什麼是新常態下的新失衡?中國人民大學校長、國家發展與戰略研究院院長劉偉給出的解釋是:既不是全面的通脹壓力也不是經濟下行的壓力,而是這兩個壓力同時有,雙重風險並存,於是,以需求側入手的傳統宏觀調控政策就暴露出局限性。
在日前舉行的“中國宏觀經濟論壇十週年慶典活動”上,劉偉提出,破解新常態下新失衡的一把鑰匙是供給側結構性改革。
“供給側結構性改革在理論上和政策上要處理好需求和供給的關係,在體制上供給側結構性改革要處理好政府和市場的關係,同時還要協調好短期政策和長期政策目標的銜接問題。”劉偉説。
新常態下的新失衡
劉偉將改革開放以來的中國經濟發展分為三個階段:第一個階段是1978年到1998年將近20年,這個階段除了個別年份外,總的來説通貨膨脹壓力比較大,宏觀政策長期緊縮;第二個階段是1998年到2010年,主要的宏觀政策是擴大內需,總體上是積極的財政政策搭配穩健的貨幣政策;從2010年年底到現在,宏觀經濟大概進入了失衡的第三個階段。
“這個階段我們用一句話説,叫做既有通脹的潛在壓力,又有經濟下行的嚴峻威脅,雙重風險並存。”劉偉説。
這類似于上個世紀60年代末西方發達國家出現的所謂的滯脹,一方面經濟增長動力不足需求疲軟,另外一方面存在通貨膨脹潛在壓力,所以這個時候宏觀經濟政策就面臨著一個很困難的選擇,既不敢全面擴張也不敢全面緊縮。
既不敢擴張也不敢緊縮就是雙重風險並存,而且雙重風險所要求的宏觀政策的方向是相反的,怎麼辦?
劉偉説,發達國家在上世紀60年代末遇到了類似的問題,上世紀70年代以來想盡辦法來解決,但都沒有解決了,經濟理論做出很多調整,現在看來也很難取得系統性經驗的總結和統一的認識。
作為發展中國家的中國,如今也遇到了這個問題,所以在宏觀調控方面,調控的方式和政策,以及宏觀經濟學體系和宏觀經濟哲學基礎,其實都面臨著一個全面而深刻的挑戰。
“在這個時候,從總需求方面入手可能無解,總需求管理在這個時候無論是擴張還是緊縮都是相互矛盾的,在雙重風險並存的情況下,你只顧一重風險,而對另一重風險不顧,這個情況下我們引入了供給側結構性改革,就宏觀調控來説很大程度上是傳統的需求側的調控失靈了。”劉偉説。
處理新失衡的金鑰匙
供給側結構性改革,首先要在理論上和政策上處理好需求和供給的關係,管住需求管好需求才能真正的推動有效的供給側管理。

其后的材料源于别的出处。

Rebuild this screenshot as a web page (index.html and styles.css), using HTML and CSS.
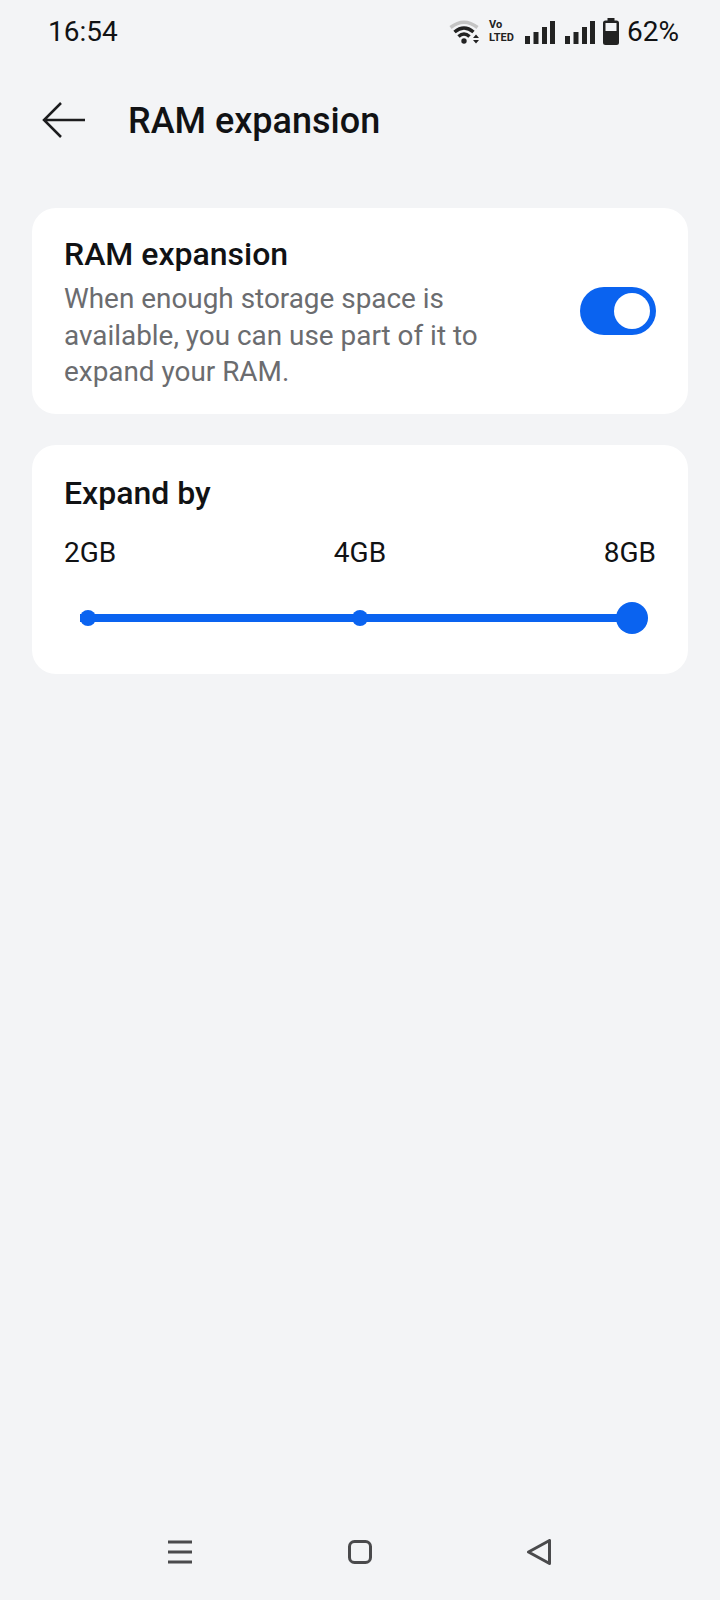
FILE: index.html
```html
<!DOCTYPE html>
<html lang="en">
<head>
    <meta charset="UTF-8">
    <meta name="viewport" content="width=device-width, initial-scale=1.0">
    <title>RAM expansion</title>
    <link rel="stylesheet" href="styles.css">
</head>
<body>
    <div class="app">
        <div class="status-bar">
            <span class="time">16:54</span>
            <div class="status-icons">
                <svg class="icon-wifi" width="32" height="24" viewBox="0 0 32 24">
                    <path d="M1.500 7.500 Q15 -3 28.500 7.500" fill="none" stroke="#c4c4c4" stroke-width="3.500"/>
                    <path d="M5.500 12 Q15 4 24.500 12" fill="none" stroke="#222" stroke-width="3.500"/>
                    <path d="M9.500 16.500 Q15 11.500 20.500 16.500" fill="none" stroke="#222" stroke-width="3.500"/>
                    <circle cx="15" cy="21" r="2.700" fill="#222"/>
                    <path d="M24 18 L27 14.500 L30 18 Z M24 20 H30 L27 23.500 Z" fill="#222"/>
                </svg>
                <div class="volte"><span>Vo</span><span>LTED</span></div>
                <svg class="icon-signal" width="30" height="24" viewBox="0 0 30 24">
                    <rect x="0" y="16" width="5" height="8"/>
                    <rect x="8.500" y="12" width="5" height="12"/>
                    <rect x="17" y="7" width="5" height="17"/>
                    <rect x="25" y="1" width="5" height="23"/>
                </svg>
                <svg class="icon-signal" width="30" height="24" viewBox="0 0 30 24">
                    <rect x="0" y="16" width="5" height="8"/>
                    <rect x="8.500" y="12" width="5" height="12"/>
                    <rect x="17" y="7" width="5" height="17"/>
                    <rect x="25" y="1" width="5" height="23"/>
                </svg>
                <svg class="icon-battery" width="16" height="27" viewBox="0 0 16 27">
                    <path d="M4.500 0 H11.500 V2.500 H13.500 Q16 2.500 16 5 V24.500 Q16 27 13.500 27 H2.500 Q0 27 0 24.500 V5 Q0 2.500 2.500 2.500 H4.500 Z" fill="#222"/>
                    <rect x="2.500" y="5" width="11" height="8" fill="#f3f4f6"/>
                </svg>
                <span class="battery-text">62%</span>
            </div>
        </div>

        <div class="header">
            <svg class="back-arrow" width="44" height="36" viewBox="0 0 44 36">
                <path d="M43 18 H2 M19 1 L2 18 L19 35" fill="none" stroke="#1c1c1e" stroke-width="2.500"/>
            </svg>
            <h1>RAM expansion</h1>
        </div>

        <div class="card card-switch">
            <div class="card-text">
                <h2>RAM expansion</h2>
                <p>When enough storage space is available, you can use part of it to expand your RAM.</p>
            </div>
            <div class="toggle"><div class="toggle-thumb"></div></div>
        </div>

        <div class="card card-slider">
            <h2>Expand by</h2>
            <div class="slider-labels">
                <span>2GB</span>
                <span>4GB</span>
                <span>8GB</span>
            </div>
            <div class="slider">
                <span class="stop"></span>
                <span class="stop"></span>
                <span class="thumb"></span>
            </div>
        </div>

        <div class="nav-bar">
            <svg width="24" height="24" viewBox="0 0 24 24">
                <path d="M0 2 H24 M0 12 H24 M0 22 H24" stroke="#4a4a4c" stroke-width="3"/>
            </svg>
            <svg width="24" height="24" viewBox="0 0 24 24">
                <rect x="1.500" y="1.500" width="21" height="21" rx="5" fill="none" stroke="#4a4a4c" stroke-width="3"/>
            </svg>
            <svg width="24" height="26" viewBox="0 0 24 26">
                <path d="M1.500 13 L22.500 1.500 V24.500 Z" fill="none" stroke="#4a4a4c" stroke-width="3" stroke-linejoin="round"/>
            </svg>
        </div>
    </div>
</body>
</html>
```

FILE: styles.css
```css
:root {
    --primary-color: #0a63f0;
    --text-color: #111214;
    --muted-color: #6b6c6f;
    --background-color: #f3f4f6;
    --card-bg: #ffffff;
}

* {
    box-sizing: border-box;
    margin: 0;
    padding: 0;
}

body {
    font-family: Roboto, 'Noto Sans', sans-serif;
    background-color: var(--background-color);
    color: var(--text-color);
}

.app {
    width: 720px;
    height: 1600px;
    display: flex;
    flex-direction: column;
    padding: 0 32px;
}

.status-bar {
    height: 62px;
    display: flex;
    justify-content: space-between;
    align-items: center;
    margin: 0 9px 0 16px;
    font-size: 28px;
}

.status-icons {
    display: flex;
    align-items: center;
    gap: 8px;
}

.icon-wifi {
    margin-top: 2px;
}

.icon-signal {
    fill: #222;
    margin-top: 2px;
}

.icon-signal + .icon-signal {
    margin-left: 2px;
}

.volte {
    display: flex;
    flex-direction: column;
    font-size: 11px;
    font-weight: 700;
    line-height: 13px;
    color: #222;
    width: 25px;
    margin-right: 3px;
}

.header {
    height: 88px;
    margin-top: 15px;
    display: flex;
    align-items: center;
    gap: 42px;
    padding-left: 10px;
}

.back-arrow {
    margin-bottom: 2px;
}

.header h1 {
    font-size: 36px;
    font-weight: 500;
}

.card {
    background-color: var(--card-bg);
    border-radius: 24px;
}

.card h2 {
    font-size: 32px;
    font-weight: 500;
    line-height: 36px;
}

.card-switch {
    margin-top: 43px;
    height: 206px;
    display: flex;
    justify-content: space-between;
    align-items: center;
    padding: 0 32px;
}

.card-text {
    width: 430px;
}

.card-text p {
    font-size: 27.900px;
    line-height: 36.500px;
    color: var(--muted-color);
    margin-top: 9px;
    margin-bottom: -5px;
}

.toggle {
    width: 76px;
    height: 48px;
    border-radius: 24px;
    background-color: var(--primary-color);
    display: flex;
    justify-content: flex-end;
    align-items: center;
    padding-right: 6px;
}

.toggle-thumb {
    width: 36px;
    height: 36px;
    border-radius: 50%;
    background-color: var(--card-bg);
}

.card-slider {
    margin-top: 31px;
    height: 229px;
    padding: 30px 32px 0;
}

.slider-labels {
    display: flex;
    justify-content: space-between;
    font-size: 28px;
    line-height: 34px;
    margin-top: 25px;
}

.slider {
    height: 8px;
    margin: 44px 16px 0;
    background-color: var(--primary-color);
    display: flex;
    justify-content: space-between;
    align-items: center;
}

.stop {
    width: 16px;
    height: 16px;
    border-radius: 50%;
    background-color: var(--primary-color);
}

.thumb {
    width: 32px;
    height: 32px;
    margin: 0 -8px;
    border-radius: 50%;
    background-color: var(--primary-color);
}

.nav-bar {
    margin-top: auto;
    height: 74px;
    padding: 0 137px 22px 136px;
    display: flex;
    justify-content: space-between;
    align-items: center;
}

.nav-bar svg {
    flex: none;
}
```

“供給側結構性改革不是不需要需求側的政策,是需要的,但是要協調好這兩個方面的關係。供給側結構性改革需要一定的有效需求作為前提,最後經濟增長還是要有需求拉動的,這種有效的需求靠創新驅動形成。”劉偉説。
在操作上,劉偉認為,需求側和供給側之間要結合好,需求在短期之內恐怕要適度的擴張,如果過度擴張會從根本上瓦解供給側結構性管理的效果,供給側結構性管理關鍵指調結構,把那些不適應低效率的缺乏競爭力的産業淘汰掉。
其次,供給側結構性管理在體制上要處理好政府和市場的關係。政府的供給側結構性管理通過市場來實現而不是行政直接實現。
劉偉進一步解釋説,因為供給側結構管理本身的特點就是直接影響生産者,影響廠商,如果不是通過市場去發揮作用,通過行政直接作用,很可能導致對市場經濟的否定。
“怎麼處理好政府和市場的關係,讓市場資源配置上確實起決定性作用,讓政府在失靈的地方確實能夠起到作用,這是供給側結構性管理的一個很大的問題。”劉偉稱。
供給側結構性改革要注意的第三個問題是短期政策和長期政策目標的銜接問題。需求管理帶有一定的短期性,供給側管理帶有一定的長期性。在劉偉看來,供給側結構性改革是前人栽樹後人乘涼的事情。
“因為需求管理對地方政府來説有限,貨幣不歸你管,赤字不歸你管,你能做什麼?但是供給側不一樣,供給側調結構,改善這個地方的教育結構,改善這個地方的資本投入結構等都屬於供給側,它帶來的好處就是當地的。”劉偉稱。
劉偉説,供給側對地方政府來説可以作用的空間更大,但是地方政府官員需要有長遠的觀念。“供給側管理實際上是對地方官員對當地的長期負責任心提出了進一步的要求。”劉偉稱。